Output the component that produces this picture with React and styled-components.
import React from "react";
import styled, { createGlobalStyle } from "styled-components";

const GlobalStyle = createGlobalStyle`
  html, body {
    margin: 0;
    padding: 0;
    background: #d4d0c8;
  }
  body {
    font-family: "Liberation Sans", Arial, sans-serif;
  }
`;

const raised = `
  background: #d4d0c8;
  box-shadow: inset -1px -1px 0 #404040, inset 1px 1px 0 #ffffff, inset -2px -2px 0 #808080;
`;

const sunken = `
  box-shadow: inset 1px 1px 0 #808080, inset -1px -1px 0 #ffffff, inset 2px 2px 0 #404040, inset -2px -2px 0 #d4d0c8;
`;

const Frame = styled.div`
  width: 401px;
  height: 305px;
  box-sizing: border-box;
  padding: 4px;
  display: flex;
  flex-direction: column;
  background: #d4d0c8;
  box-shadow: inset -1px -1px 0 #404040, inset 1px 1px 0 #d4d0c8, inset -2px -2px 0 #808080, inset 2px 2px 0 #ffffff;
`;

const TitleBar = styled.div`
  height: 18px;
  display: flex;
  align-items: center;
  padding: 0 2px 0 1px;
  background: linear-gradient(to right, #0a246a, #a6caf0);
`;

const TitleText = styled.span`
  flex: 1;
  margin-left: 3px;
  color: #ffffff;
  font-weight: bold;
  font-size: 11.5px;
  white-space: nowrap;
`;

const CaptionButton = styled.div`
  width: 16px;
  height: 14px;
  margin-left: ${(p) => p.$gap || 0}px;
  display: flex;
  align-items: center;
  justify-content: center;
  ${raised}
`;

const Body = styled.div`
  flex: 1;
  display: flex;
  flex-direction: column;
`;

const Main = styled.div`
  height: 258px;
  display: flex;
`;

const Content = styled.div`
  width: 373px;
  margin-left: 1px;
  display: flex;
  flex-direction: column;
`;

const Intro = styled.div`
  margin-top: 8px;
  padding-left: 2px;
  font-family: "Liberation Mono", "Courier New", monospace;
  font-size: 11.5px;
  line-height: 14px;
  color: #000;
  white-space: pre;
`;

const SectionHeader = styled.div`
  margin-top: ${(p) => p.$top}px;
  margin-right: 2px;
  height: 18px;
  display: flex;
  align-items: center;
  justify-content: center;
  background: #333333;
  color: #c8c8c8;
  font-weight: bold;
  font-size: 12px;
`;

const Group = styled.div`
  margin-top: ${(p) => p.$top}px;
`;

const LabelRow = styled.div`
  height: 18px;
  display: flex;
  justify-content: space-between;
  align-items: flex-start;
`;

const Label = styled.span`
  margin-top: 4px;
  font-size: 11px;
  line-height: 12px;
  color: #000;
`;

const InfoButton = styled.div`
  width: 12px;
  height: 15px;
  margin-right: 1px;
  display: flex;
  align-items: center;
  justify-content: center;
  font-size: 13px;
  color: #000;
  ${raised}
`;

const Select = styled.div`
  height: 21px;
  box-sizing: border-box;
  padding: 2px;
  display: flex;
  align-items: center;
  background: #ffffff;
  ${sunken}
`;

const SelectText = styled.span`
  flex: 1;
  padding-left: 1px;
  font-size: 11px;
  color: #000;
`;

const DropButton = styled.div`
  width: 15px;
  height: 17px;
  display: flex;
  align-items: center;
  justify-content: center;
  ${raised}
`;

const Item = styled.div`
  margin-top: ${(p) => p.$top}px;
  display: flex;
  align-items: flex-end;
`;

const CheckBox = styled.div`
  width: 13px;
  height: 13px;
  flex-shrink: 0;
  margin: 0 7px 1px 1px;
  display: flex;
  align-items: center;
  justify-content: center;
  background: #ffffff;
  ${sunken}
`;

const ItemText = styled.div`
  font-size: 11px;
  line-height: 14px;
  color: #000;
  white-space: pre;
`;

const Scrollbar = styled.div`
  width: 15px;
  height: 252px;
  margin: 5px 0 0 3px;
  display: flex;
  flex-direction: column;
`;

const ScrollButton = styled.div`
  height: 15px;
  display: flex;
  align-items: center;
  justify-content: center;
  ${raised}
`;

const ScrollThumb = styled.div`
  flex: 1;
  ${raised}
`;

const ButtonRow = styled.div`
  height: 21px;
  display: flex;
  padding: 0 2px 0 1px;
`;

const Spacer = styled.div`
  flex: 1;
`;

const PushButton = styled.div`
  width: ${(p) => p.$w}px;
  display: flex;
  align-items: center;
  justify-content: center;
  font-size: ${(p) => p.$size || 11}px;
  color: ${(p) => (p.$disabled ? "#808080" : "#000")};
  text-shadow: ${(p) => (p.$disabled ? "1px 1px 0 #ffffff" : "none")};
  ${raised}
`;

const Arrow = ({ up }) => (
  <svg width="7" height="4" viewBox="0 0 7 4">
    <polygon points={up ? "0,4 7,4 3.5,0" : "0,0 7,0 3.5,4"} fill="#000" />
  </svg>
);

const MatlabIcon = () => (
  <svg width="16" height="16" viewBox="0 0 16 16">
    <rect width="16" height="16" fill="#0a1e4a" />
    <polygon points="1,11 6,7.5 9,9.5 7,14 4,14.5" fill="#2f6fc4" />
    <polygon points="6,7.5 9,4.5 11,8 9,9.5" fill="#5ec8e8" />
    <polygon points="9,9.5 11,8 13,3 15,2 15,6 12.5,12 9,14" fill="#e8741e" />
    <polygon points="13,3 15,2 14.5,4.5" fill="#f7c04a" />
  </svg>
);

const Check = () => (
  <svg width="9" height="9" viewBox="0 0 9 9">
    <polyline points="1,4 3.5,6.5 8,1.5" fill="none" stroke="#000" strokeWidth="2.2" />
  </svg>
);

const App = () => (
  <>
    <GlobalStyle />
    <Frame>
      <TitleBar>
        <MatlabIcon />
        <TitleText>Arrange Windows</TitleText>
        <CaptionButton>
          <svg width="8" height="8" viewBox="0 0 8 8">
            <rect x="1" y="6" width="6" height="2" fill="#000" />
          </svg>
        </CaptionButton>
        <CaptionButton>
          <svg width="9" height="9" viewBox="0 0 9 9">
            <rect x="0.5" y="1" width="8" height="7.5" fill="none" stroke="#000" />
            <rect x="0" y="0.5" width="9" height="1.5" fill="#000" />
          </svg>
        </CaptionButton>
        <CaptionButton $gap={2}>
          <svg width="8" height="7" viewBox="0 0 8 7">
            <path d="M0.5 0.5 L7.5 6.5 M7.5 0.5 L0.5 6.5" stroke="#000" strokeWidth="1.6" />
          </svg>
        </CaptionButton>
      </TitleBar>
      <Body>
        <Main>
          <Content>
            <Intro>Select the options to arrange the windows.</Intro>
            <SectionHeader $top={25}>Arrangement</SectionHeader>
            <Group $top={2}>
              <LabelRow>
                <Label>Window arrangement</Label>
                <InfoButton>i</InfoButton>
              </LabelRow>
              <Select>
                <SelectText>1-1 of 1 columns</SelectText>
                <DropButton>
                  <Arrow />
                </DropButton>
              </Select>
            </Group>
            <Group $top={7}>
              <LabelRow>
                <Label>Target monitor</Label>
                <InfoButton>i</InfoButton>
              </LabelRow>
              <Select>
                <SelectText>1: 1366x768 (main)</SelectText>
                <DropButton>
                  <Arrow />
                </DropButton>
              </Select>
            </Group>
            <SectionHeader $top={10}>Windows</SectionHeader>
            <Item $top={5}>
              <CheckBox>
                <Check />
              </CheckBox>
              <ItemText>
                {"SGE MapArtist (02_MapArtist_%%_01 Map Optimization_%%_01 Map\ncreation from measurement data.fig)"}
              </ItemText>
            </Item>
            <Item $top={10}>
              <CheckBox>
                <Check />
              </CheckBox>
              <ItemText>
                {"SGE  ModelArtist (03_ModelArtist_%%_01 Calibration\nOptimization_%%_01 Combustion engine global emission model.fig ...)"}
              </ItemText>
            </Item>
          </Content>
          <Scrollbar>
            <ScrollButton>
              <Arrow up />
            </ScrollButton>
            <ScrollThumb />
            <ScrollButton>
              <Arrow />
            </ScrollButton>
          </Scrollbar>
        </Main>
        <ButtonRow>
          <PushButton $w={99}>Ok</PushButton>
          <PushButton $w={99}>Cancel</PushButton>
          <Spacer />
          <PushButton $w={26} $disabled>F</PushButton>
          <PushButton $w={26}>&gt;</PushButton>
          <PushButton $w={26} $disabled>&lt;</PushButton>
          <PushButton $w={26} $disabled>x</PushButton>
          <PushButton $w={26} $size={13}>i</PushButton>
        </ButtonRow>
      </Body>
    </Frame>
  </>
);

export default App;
...
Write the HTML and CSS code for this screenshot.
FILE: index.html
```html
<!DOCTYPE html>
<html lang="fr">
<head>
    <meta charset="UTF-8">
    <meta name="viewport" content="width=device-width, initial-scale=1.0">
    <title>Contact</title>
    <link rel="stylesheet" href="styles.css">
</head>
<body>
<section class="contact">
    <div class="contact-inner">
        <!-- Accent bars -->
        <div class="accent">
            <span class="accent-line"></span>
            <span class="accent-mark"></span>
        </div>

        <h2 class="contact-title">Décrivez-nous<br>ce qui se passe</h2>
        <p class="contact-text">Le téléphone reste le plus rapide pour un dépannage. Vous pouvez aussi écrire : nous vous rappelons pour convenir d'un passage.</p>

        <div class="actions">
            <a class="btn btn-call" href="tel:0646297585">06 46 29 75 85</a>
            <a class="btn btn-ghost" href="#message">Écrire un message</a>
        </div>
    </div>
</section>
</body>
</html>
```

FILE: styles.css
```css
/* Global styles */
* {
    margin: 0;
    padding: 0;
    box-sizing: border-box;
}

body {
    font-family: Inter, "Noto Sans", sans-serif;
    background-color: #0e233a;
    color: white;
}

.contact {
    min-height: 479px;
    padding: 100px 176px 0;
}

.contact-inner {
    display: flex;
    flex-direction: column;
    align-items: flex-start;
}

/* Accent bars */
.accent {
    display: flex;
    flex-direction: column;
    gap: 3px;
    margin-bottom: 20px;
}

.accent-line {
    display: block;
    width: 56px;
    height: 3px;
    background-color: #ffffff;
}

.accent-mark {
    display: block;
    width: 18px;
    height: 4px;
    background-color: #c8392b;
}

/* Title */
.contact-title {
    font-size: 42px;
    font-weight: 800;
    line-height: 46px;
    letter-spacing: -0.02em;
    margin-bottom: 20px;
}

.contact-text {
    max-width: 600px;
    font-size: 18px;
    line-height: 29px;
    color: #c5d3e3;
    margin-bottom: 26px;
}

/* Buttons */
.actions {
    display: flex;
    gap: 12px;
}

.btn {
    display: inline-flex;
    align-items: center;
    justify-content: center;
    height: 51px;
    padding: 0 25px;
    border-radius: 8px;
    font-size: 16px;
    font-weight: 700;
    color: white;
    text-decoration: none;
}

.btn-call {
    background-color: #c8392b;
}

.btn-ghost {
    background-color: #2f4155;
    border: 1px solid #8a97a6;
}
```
==
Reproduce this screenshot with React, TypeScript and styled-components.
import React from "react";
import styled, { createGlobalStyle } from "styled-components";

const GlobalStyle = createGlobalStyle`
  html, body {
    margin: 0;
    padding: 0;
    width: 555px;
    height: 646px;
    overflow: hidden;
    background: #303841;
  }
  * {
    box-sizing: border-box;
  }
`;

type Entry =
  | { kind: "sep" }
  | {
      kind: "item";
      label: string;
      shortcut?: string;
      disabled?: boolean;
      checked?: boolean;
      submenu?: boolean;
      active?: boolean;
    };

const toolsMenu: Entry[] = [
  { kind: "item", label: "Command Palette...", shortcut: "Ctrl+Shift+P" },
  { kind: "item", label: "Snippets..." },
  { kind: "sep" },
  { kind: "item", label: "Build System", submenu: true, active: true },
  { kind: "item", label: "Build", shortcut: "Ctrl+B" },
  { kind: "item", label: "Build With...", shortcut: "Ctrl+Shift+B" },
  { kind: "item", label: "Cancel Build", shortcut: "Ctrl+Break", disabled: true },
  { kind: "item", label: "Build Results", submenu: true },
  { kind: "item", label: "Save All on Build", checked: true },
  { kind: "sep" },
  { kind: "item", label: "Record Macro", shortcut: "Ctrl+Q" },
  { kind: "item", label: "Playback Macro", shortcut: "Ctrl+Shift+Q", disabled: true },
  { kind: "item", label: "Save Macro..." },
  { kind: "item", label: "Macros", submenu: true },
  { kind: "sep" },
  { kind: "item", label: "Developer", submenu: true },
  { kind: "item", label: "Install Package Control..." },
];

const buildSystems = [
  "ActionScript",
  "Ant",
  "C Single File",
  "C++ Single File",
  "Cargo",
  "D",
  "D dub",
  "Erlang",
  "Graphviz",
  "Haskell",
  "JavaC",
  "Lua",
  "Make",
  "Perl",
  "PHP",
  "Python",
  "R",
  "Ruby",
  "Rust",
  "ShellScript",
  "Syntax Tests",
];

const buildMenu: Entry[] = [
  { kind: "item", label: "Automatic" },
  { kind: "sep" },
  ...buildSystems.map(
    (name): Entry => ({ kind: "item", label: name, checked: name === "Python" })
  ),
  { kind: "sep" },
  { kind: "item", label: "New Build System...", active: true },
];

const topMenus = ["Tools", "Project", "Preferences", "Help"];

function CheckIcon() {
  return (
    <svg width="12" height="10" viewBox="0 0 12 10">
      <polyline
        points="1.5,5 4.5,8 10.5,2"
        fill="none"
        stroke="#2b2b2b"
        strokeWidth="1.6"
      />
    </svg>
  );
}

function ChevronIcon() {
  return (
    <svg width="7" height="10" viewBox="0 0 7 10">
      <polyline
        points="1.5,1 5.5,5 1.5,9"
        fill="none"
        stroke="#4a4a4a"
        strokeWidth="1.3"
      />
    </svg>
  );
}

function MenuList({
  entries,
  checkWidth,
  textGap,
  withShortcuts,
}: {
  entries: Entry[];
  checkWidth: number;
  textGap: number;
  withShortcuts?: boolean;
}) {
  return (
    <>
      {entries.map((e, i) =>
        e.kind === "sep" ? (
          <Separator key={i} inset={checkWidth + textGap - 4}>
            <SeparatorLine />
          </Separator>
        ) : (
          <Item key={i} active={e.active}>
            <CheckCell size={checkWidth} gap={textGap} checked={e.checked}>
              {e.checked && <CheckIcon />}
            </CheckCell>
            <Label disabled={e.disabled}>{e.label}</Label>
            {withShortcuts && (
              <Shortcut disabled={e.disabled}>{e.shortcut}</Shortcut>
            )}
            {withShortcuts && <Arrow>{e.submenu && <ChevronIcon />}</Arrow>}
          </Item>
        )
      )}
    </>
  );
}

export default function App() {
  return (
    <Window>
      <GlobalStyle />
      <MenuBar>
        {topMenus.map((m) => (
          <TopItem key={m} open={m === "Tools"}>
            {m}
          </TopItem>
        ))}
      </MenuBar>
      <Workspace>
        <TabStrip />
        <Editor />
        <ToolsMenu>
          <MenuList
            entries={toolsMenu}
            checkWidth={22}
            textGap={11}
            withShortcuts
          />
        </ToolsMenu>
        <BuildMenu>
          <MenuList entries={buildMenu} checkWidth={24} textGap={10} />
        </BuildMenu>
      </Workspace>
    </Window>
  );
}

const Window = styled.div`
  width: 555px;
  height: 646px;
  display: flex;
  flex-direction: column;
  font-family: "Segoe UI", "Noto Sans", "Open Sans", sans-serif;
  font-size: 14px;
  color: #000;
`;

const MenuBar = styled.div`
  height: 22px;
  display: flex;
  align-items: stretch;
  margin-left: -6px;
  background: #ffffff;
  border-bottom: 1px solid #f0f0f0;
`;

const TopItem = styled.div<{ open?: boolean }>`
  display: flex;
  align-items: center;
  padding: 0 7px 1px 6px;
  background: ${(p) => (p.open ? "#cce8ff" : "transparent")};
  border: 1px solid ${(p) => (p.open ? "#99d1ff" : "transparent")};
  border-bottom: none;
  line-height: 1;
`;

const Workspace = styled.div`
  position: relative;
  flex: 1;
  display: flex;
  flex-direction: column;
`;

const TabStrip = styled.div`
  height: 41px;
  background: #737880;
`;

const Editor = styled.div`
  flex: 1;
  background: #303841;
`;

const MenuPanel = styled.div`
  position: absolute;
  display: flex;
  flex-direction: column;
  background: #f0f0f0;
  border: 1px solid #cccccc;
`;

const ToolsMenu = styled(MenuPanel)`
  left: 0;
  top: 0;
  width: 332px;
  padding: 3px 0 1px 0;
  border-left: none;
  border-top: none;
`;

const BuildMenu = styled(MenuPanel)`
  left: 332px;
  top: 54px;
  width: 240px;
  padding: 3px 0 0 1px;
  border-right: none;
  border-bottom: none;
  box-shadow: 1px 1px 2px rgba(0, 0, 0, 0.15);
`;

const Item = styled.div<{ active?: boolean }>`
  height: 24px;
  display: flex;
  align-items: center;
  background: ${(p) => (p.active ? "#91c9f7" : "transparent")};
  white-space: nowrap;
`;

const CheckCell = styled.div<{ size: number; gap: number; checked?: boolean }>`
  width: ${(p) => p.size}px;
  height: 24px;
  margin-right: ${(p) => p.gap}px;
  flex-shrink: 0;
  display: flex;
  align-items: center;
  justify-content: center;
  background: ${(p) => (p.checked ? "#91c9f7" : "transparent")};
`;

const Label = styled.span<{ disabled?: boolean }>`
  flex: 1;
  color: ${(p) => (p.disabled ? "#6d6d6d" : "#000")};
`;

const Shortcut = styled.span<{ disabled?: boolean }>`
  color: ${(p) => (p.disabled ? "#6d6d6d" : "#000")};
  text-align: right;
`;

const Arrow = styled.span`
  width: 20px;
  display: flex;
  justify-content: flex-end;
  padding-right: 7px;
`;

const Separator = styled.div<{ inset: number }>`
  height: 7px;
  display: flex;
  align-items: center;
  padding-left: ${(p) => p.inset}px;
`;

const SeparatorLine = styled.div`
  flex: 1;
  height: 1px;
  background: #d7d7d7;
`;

# Objective
Count every line in the listing above that holds "React", then report only the count.

# Solution for this problem
4